Shaping my relationship
Accept and Confirm Others (Wood, 2010)
I am on a diet and I ask my husband to help me stick to my diet. I will be doing well for a while then I might see things that I really would like to eat and he will tell me. “How you going to lose any weight if you keep eat like that. I will get mad but he always says why you ask me to help you if you not going to my listen to my advice?” I will get mad and he would said you acting like a fat girl know that would make put down the junk food and don’t want to eat it anymore, I realize he love me so much that is will do anything to help me stay on track. I have accepted what he have to say to keep me on track. If he did not care about me and our relationship he would let me just eat the junk food.
Respect Diversity in Relationship
When I started as a caregiver there was so much tension between me the patience and the mother because the child that I was giving care too could not talk so the first day I did not know what to do with him and his mother was watching me to see how I handle her son. As I time went on and I learned the child better if was no longer tension and me and the child had a bond where I could not do nothing unless I had him with me. And when I brought him home he would cry to go home with me. As I build the relationship with the child I would thought the mother would be happy but she had the tension feeling back in the environment because mother started to get jealous of me and the her son relationship. I was only doing what come natural for me and that is bond with the child. But I did felt uncomfortable but I was not there for her I was there for the son.
Respond Constructively to Criticisms (Wood, 2010)

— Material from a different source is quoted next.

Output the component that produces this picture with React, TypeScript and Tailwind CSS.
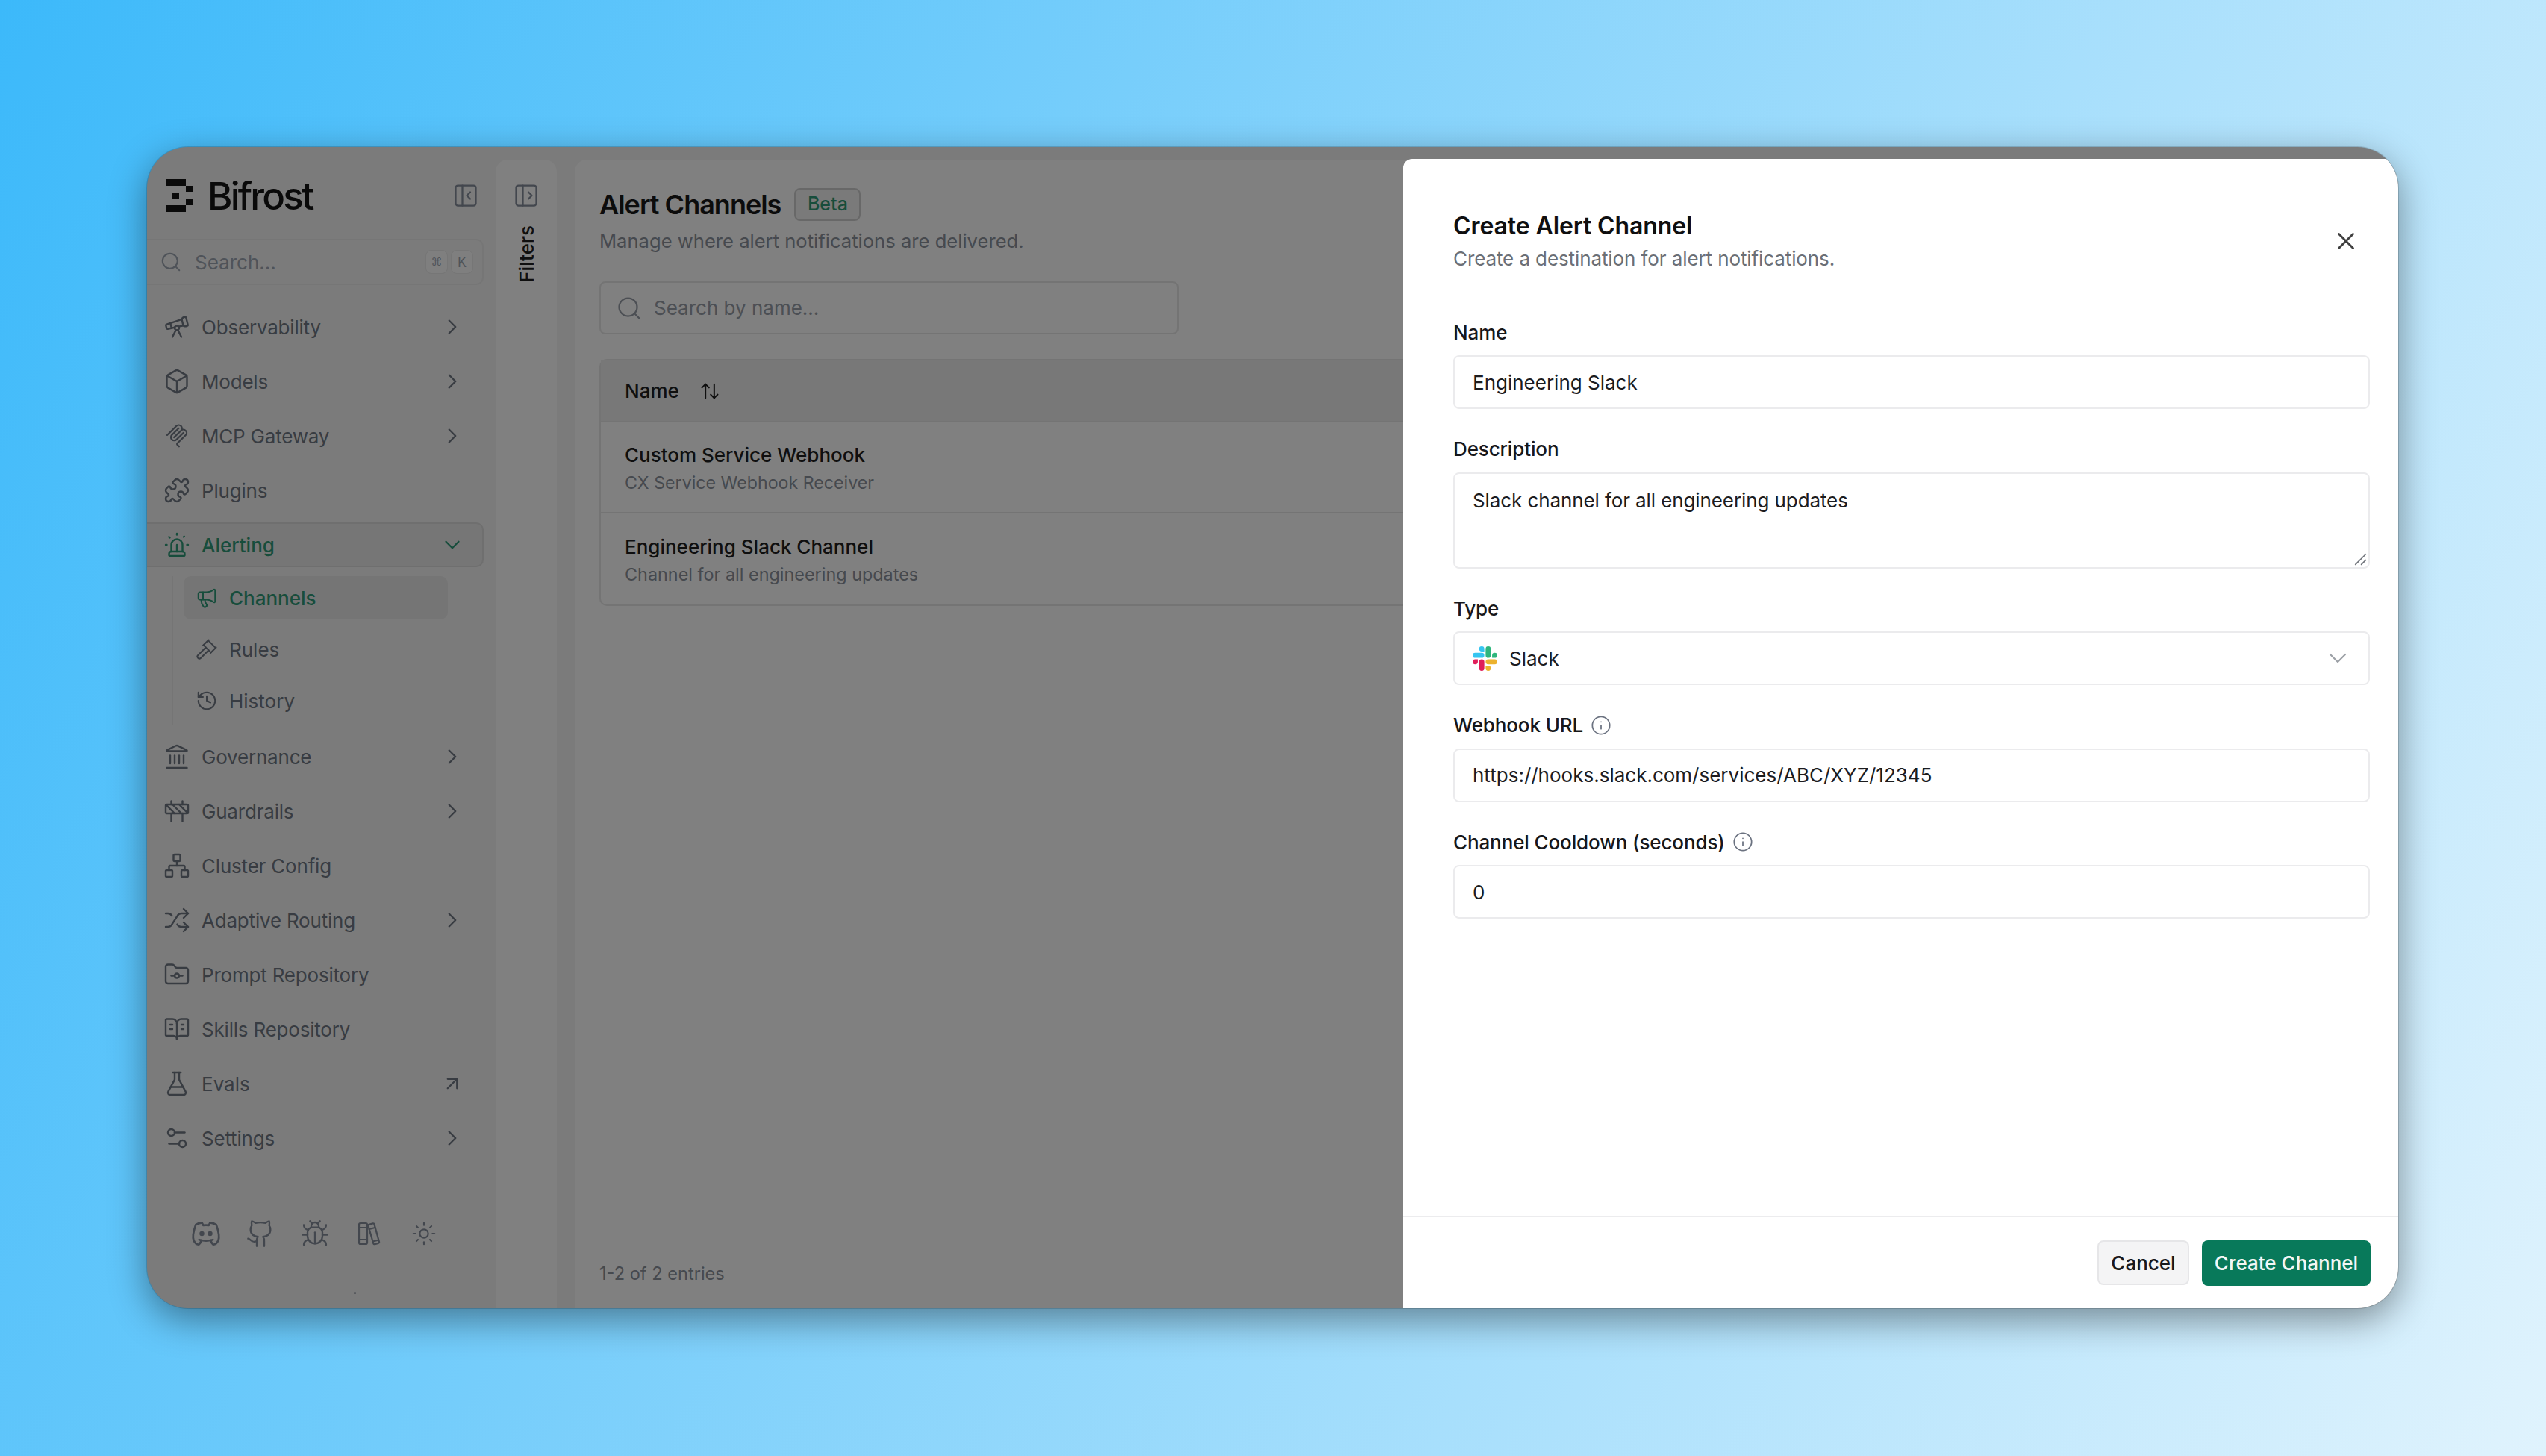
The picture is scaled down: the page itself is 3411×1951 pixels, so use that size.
import React from "react";
import {
  ArrowUpDown, ArrowUpRight, BookOpenText, Box, Bug, ChevronDown, ChevronRight, Construction, FlaskConical, FolderGit,
  Gavel, Github, History, Info, Landmark, Megaphone, Network, PanelLeftClose, PanelLeftOpen, Puzzle, Search,
  Settings2, Shuffle, Siren, Sun, Telescope, X,
} from "lucide-react";
import { TbBrandDiscord } from "react-icons/tb";

const McpIcon = ({ className }: { className?: string }) => (
  <svg viewBox="-2 -2 28 28" fill="currentColor" className={className}>
    <path d="M15.688 2.343a2.588 2.588 0 00-3.61 0l-9.626 9.44a.863.863 0 01-1.203 0 .823.823 0 010-1.18l9.626-9.44a4.313 4.313 0 016.016 0 4.116 4.116 0 011.204 3.54 4.3 4.3 0 013.609 1.18l.05.05a4.115 4.115 0 010 5.9l-8.706 8.537a.274.274 0 000 .393l1.788 1.754a.823.823 0 010 1.18.863.863 0 01-1.203 0l-1.788-1.753a1.92 1.92 0 010-2.754l8.706-8.538a2.47 2.47 0 000-3.54l-.05-.049a2.588 2.588 0 00-3.607-.003l-7.172 7.034-.002.002-.098.097a.863.863 0 01-1.204 0 .823.823 0 010-1.18l7.273-7.133a2.47 2.47 0 00-.003-3.537z" />
    <path d="M14.485 4.703a.823.823 0 000-1.18.863.863 0 00-1.204 0l-7.119 6.982a4.115 4.115 0 000 5.9 4.314 4.314 0 006.016 0l7.12-6.982a.823.823 0 000-1.18.863.863 0 00-1.204 0l-7.119 6.982a2.588 2.588 0 01-3.61 0 2.47 2.47 0 010-3.54l7.12-6.982z" />
  </svg>
);

const SlackIcon = () => (
  <svg viewBox="0 0 24 24" className="w-[33px] h-[33px] shrink-0">
    <path fill="#E01E5A" d="M5.042 15.165a2.528 2.528 0 0 1-2.52 2.523A2.528 2.528 0 0 1 0 15.165a2.527 2.527 0 0 1 2.522-2.52h2.52v2.52zM6.313 15.165a2.527 2.527 0 0 1 2.521-2.52 2.527 2.527 0 0 1 2.521 2.52v6.313A2.528 2.528 0 0 1 8.834 24a2.528 2.528 0 0 1-2.521-2.522v-6.313z" />
    <path fill="#36C5F0" d="M8.834 5.042a2.528 2.528 0 0 1-2.521-2.52A2.528 2.528 0 0 1 8.834 0a2.528 2.528 0 0 1 2.521 2.522v2.52H8.834zM8.834 6.313a2.528 2.528 0 0 1 2.521 2.521 2.528 2.528 0 0 1-2.521 2.521H2.522A2.528 2.528 0 0 1 0 8.834a2.528 2.528 0 0 1 2.522-2.521h6.312z" />
    <path fill="#2EB67D" d="M18.956 8.834a2.528 2.528 0 0 1 2.522-2.521A2.528 2.528 0 0 1 24 8.834a2.528 2.528 0 0 1-2.522 2.521h-2.522V8.834zM17.688 8.834a2.528 2.528 0 0 1-2.523 2.521 2.527 2.527 0 0 1-2.52-2.521V2.522A2.527 2.527 0 0 1 15.165 0a2.528 2.528 0 0 1 2.523 2.522v6.312z" />
    <path fill="#ECB22E" d="M15.165 18.956a2.528 2.528 0 0 1 2.523 2.522A2.528 2.528 0 0 1 15.165 24a2.527 2.527 0 0 1-2.52-2.522v-2.522h2.52zM15.165 17.688a2.527 2.527 0 0 1-2.52-2.523 2.526 2.526 0 0 1 2.52-2.52h6.313A2.527 2.527 0 0 1 24 15.165a2.528 2.528 0 0 1-2.522 2.523h-6.313z" />
  </svg>
);

const BifrostMark = () => (
  <svg viewBox="0 0 36 44" fill="currentColor" className="w-[36px] h-[44px] shrink-0">
    <rect x="0" y="0" width="27" height="9" />
    <rect x="27" y="9" width="9" height="8" />
    <rect x="9" y="18" width="9" height="8" />
    <rect x="27" y="27" width="9" height="8" />
    <rect x="0" y="35" width="27" height="9" />
  </svg>
);

// two books, the right one leaning
const BooksIcon = ({ className }: { className?: string }) => (
  <svg viewBox="0 0 34 34" fill="none" stroke="currentColor" strokeWidth="2.2" strokeLinejoin="round" strokeLinecap="round" className={className}>
    <rect x="3" y="3" width="11" height="28" rx="2" />
    <path d="M3 9h11M3 25h11" />
    <path d="M15 5.2 21.5 3.4a1.6 1.6 0 0 1 2 1.2L30 28a1.6 1.6 0 0 1-1.2 2l-4.6 1.2a1.6 1.6 0 0 1-2-1.2L15 5.2Z" />
    <path d="M16.6 11 24.5 9M21.6 27.5l7-1.8" />
  </svg>
);

const iconCls = "w-[36px] h-[36px] shrink-0 stroke-[1.6]";

const topItems = [
  { label: "Observability", icon: Telescope, more: true },
  { label: "Models", icon: Box, more: true },
  { label: "MCP Gateway", icon: McpIcon, more: true },
  { label: "Plugins", icon: Puzzle, more: false },
];

const lowerItems = [
  { label: "Governance", icon: Landmark, more: true },
  { label: "Guardrails", icon: Construction, more: true },
  { label: "Cluster Config", icon: Network, more: false },
  { label: "Adaptive Routing", icon: Shuffle, more: true },
  { label: "Prompt Repository", icon: FolderGit, more: false },
  { label: "Skills Repository", icon: BookOpenText, more: false },
];

const NavItem = ({ label, icon: Icon, more }: { label: string; icon: React.ElementType; more?: boolean }) => (
  <div className="h-[60px] flex items-center pl-[22px] pr-[25px] gap-[15px] text-[#383c42]">
    <Icon className={iconCls} />
    <span className="flex-1 text-[26px] tracking-[-0.2px]">{label}</span>
    {more && <ChevronRight className="w-[34px] h-[34px] stroke-[1.6]" />}
  </div>
);

const Field = ({ label, info, children }: { label: string; info?: boolean; children: React.ReactNode }) => (
  <div className="flex flex-col gap-[16px]">
    <div className="h-[30px] flex items-center gap-[10px] text-[26px] font-medium text-[#17171a] tracking-[-0.12px]">
      {label}
      {info && <Info className="w-[28px] h-[28px] text-[#6b7280] stroke-[1.5]" />}
    </div>
    {children}
  </div>
);

const inputCls = "h-[72px] px-[24px] flex items-center border-2 border-[#ebebed] rounded-[8px] bg-white text-[26px] text-[#1c1c1f]";

export default function App() {
  return (
    <div className="w-[3411px] h-[1951px] pl-[197px] pt-[197px] overflow-hidden font-['Inter',sans-serif] bg-[linear-gradient(115deg,#3cb9fa,#e0f3fd)]">
      <div className="relative w-[3016px] h-[1556px] flex rounded-[55px] overflow-hidden bg-[#7b7b7b] shadow-[0_15px_50px_rgba(0,0,0,0.42)] ring-1 ring-black/15">
        {/* Sidebar */}
        <aside className="relative w-[467px] shrink-0 flex flex-col pt-[43px] pr-[16px]">
          <div className="h-[44px] flex items-center pl-[25px] pr-[6px] text-[#0a0a0a]">
            <BifrostMark />
            <span className="ml-[20px] flex-1 text-[51px] font-medium tracking-[-2.8px] leading-none">Bifrost</span>
            <PanelLeftClose className="w-[36px] h-[36px] text-[#43474e] stroke-[1.5]" />
          </div>
          <div className="mt-[36px] -ml-[10px] h-[62px] flex items-center pl-[25px] pr-[12px] border-2 border-[#767676] rounded-[10px] text-[#4f5359]">
            <Search className="w-[30px] h-[30px] stroke-[1.6]" />
            <span className="ml-[17px] flex-1 text-[26px]">Search...</span>
            <span className="w-[30px] h-[32px] flex items-center justify-center rounded-[8px] border border-[#767676] bg-[#7f7f7f] text-[15px]">⌘</span>
            <span className="ml-[4px] w-[30px] h-[32px] flex items-center justify-center rounded-[8px] border border-[#767676] bg-[#7f7f7f] text-[18px]">K</span>
          </div>
          <nav className="mt-[26px] flex flex-col gap-[13px]">
            {topItems.map((item) => (
              <NavItem key={item.label} {...item} />
            ))}
            <div className="-ml-[10px] h-[60px] flex items-center pl-[30px] pr-[23px] gap-[15px] border-2 border-[#6f6f6f] rounded-[10px] bg-[#767676] text-[#174d3c]">
              <Siren className={iconCls} />
              <span className="flex-1 text-[26px] font-medium">Alerting</span>
              <ChevronDown className="w-[34px] h-[34px] stroke-[1.6]" />
            </div>
          </nav>
          <div className="mt-[12px] ml-[33px] pl-[14px] pr-[48px] pb-[3px] flex flex-col gap-[11px] border-l-2 border-[#757575]">
            <div className="h-[58px] flex items-center pl-[16px] gap-[15px] rounded-[10px] bg-[#757575] text-[#174d3c]">
              <Megaphone className="w-[30px] h-[30px] stroke-[1.6]" />
              <span className="text-[26px] font-medium">Channels</span>
            </div>
            <div className="h-[58px] flex items-center pl-[16px] gap-[15px] text-[#383c42]">
              <Gavel className="w-[30px] h-[30px] stroke-[1.6]" />
              <span className="text-[26px]">Rules</span>
            </div>
            <div className="h-[58px] flex items-center pl-[16px] gap-[15px] text-[#383c42]">
              <History className="w-[30px] h-[30px] stroke-[1.6]" />
              <span className="text-[26px]">History</span>
            </div>
          </div>
          <div className="mt-[13px] flex flex-col gap-[13px]">
            {lowerItems.map((item) => (
              <NavItem key={item.label} {...item} />
            ))}
            <div className="h-[60px] flex items-center pl-[22px] pr-[27px] gap-[15px] text-[#383c42]">
              <FlaskConical className={iconCls} />
              <span className="flex-1 text-[26px]">Evals</span>
              <ArrowUpRight className="w-[30px] h-[30px] stroke-[1.8]" />
            </div>
            <NavItem label="Settings" icon={Settings2} more />
          </div>
          <div className="mt-auto mb-[78px] pl-[57px] flex items-center gap-[29px] text-[#43474e] [&>span]:w-[44px] [&>span]:h-[44px] [&>span]:flex [&>span]:items-center [&>span]:justify-center">
            <span><TbBrandDiscord className="w-[44px] h-[44px] stroke-[1.5]" /></span>
            <span><Github className="w-[40px] h-[40px] stroke-[1.4]" /></span>
            <span><Bug className="w-[40px] h-[40px] stroke-[1.4]" /></span>
            <span><BooksIcon className="w-[34px] h-[34px]" /></span>
            <span><Sun className="w-[34px] h-[34px] stroke-[1.5]" /></span>
          </div>
          <span className="absolute left-[277px] bottom-[19px] w-[3px] h-[3px] rounded-full bg-[#43474e]" />
        </aside>

        {/* Filters rail */}
        <div className="mt-[17px] w-[82px] shrink-0 flex flex-col items-center pt-[30px] rounded-t-[16px] bg-[#808080] text-[#0f0f0f]">
          <PanelLeftOpen className="w-[36px] h-[36px] text-[#43474e] stroke-[1.5]" />
          <span className="mt-[22px] text-[26px] font-medium [writing-mode:vertical-rl] rotate-180">Filters</span>
        </div>

        {/* Main panel */}
        <main className="ml-[24px] mt-[17px] flex-1 flex flex-col pt-[38px] pl-[33px] pr-[33px] pb-[31px] rounded-t-[16px] bg-[#808080]">
          <div className="flex items-center gap-[18px]">
            <h1 className="text-[36px] leading-[44px] font-semibold tracking-[-1px] text-[#0c0c0c]">Alert Channels</h1>
            <span className="h-[44px] w-[89px] flex items-center justify-center border-2 border-[#686868] rounded-[8px] bg-[#7a7a7a] text-[25px] font-medium text-[#174d3c]">Beta</span>
          </div>
          <p className="mt-[12px] text-[25.6px] leading-[30px] text-[#46494e]">Manage where alert notifications are delivered.</p>
          <div className="mt-[39px] w-[776px] h-[71px] flex items-center pl-[20px] gap-[15px] border-2 border-[#747474] rounded-[8px] text-[#4c4f54]">
            <Search className="w-[36px] h-[36px] stroke-[1.5]" />
            <span className="text-[26px]">Search by name...</span>
          </div>
          <div className="mt-[33px] border-2 border-[#747474] rounded-[10px]">
            <div className="h-[83px] flex items-center px-[32px] gap-[27px] bg-[#787878] border-b-2 border-[#747474] text-[#0f0f0f]">
              <span className="text-[26px] font-medium">Name</span>
              <ArrowUpDown className="w-[28px] h-[28px] stroke-[1.7]" />
            </div>
            <div className="h-[122px] flex flex-col justify-center pt-[3px] px-[32px] gap-[6px] border-b-2 border-[#747474]">
              <span className="text-[26px] leading-[32px] font-medium text-[#0f0f0f]">Custom Service Webhook</span>
              <span className="text-[23.2px] leading-[30px] text-[#46494e]">CX Service Webhook Receiver</span>
            </div>
            <div className="h-[122px] flex flex-col justify-center pt-[3px] px-[32px] gap-[6px]">
              <span className="text-[26px] leading-[32px] font-medium text-[#0f0f0f]">Engineering Slack Channel</span>
              <span className="text-[23.4px] leading-[30px] text-[#46494e]">Channel for all engineering updates</span>
            </div>
          </div>
          <p className="mt-auto text-[23.6px] leading-[30px] text-[#46494e]">1-2 of 2 entries</p>
        </main>

        {/* Sheet */}
        <section className="absolute top-[16px] right-0 bottom-0 w-[1333px] flex flex-col rounded-tl-[12px] bg-white">
          <button className="absolute top-[91px] right-[51px] text-[#404040]">
            <X className="w-[38px] h-[38px] stroke-[1.8]" />
          </button>
          <div className="flex-1 pt-[70px] pl-[67px] pr-[38px]">
            <h2 className="text-[32px] leading-[40px] font-semibold tracking-[-0.1px] text-[#0f0f10]">Create Alert Channel</h2>
            <p className="mt-[9px] text-[26px] leading-[30px] text-[#6b6f76] tracking-[-0.1px]">Create a destination for alert notifications.</p>
            <div className="mt-[68px] flex flex-col gap-[38.5px]">
              <Field label="Name">
                <div className={inputCls}>Engineering Slack</div>
              </Field>
              <Field label="Description">
                <div className="relative h-[129px] px-[24px] pt-[20px] border-2 border-[#ebebed] rounded-[8px] text-[26px] leading-[32px] text-[#1c1c1f] tracking-[-0.1px]">
                  Slack channel for all engineering updates
                  <svg viewBox="0 0 16 16" className="absolute right-[2px] bottom-[2px] w-[18px] h-[18px] text-[#6b6f76]" stroke="currentColor" strokeWidth="1.4">
                    <path d="M2 15 15 2M9 15l6-6" />
                  </svg>
                </div>
              </Field>
              <Field label="Type">
                <div className="h-[72px] pl-[24px] pr-[21px] flex items-center gap-[16px] border-2 border-[#ebebed] rounded-[8px] text-[26px] text-[#1c1c1f]">
                  <SlackIcon />
                  <span className="flex-1">Slack</span>
                  <ChevronDown className="w-[40px] h-[40px] text-[#9ca0a6] stroke-[1.3]" />
                </div>
              </Field>
              <Field label="Webhook URL" info>
                <div className={inputCls}>https://hooks.slack.com/services/ABC/XYZ/12345</div>
              </Field>
              <Field label="Channel Cooldown (seconds)" info>
                <div className={inputCls}>0</div>
              </Field>
            </div>
          </div>
          <div className="h-[124px] flex items-center justify-end gap-[17px] pr-[37px] border-t-2 border-[#ececee]">
            <button className="w-[123px] h-[60px] rounded-[8px] border-2 border-[#e6e6e8] bg-[#f4f4f5] text-[26px] font-medium text-[#18181b]">Cancel</button>
            <button className="w-[226px] h-[61px] rounded-[8px] bg-[#08795a] text-[26px] font-medium text-[#f2f7f5]">Create Channel</button>
          </div>
        </section>
      </div>
    </div>
  );
}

My mother called me one day as we were talking about everything she just start giving me constructively criticism. At the time I was very confuse and thought that she was just being her evil self and I was getting upset and was about to take the defenses end, so when I hung her the phone I was really upset. As I sat and replayed the conversation over in my head why did my mother say all them harsh things and I did not do anything wrong to her but then reality start to hit me that she was not being harsh she was just pointing some things out to me that I did not realize about myself. And after that conversation I have changed a lot of thing that my mother says.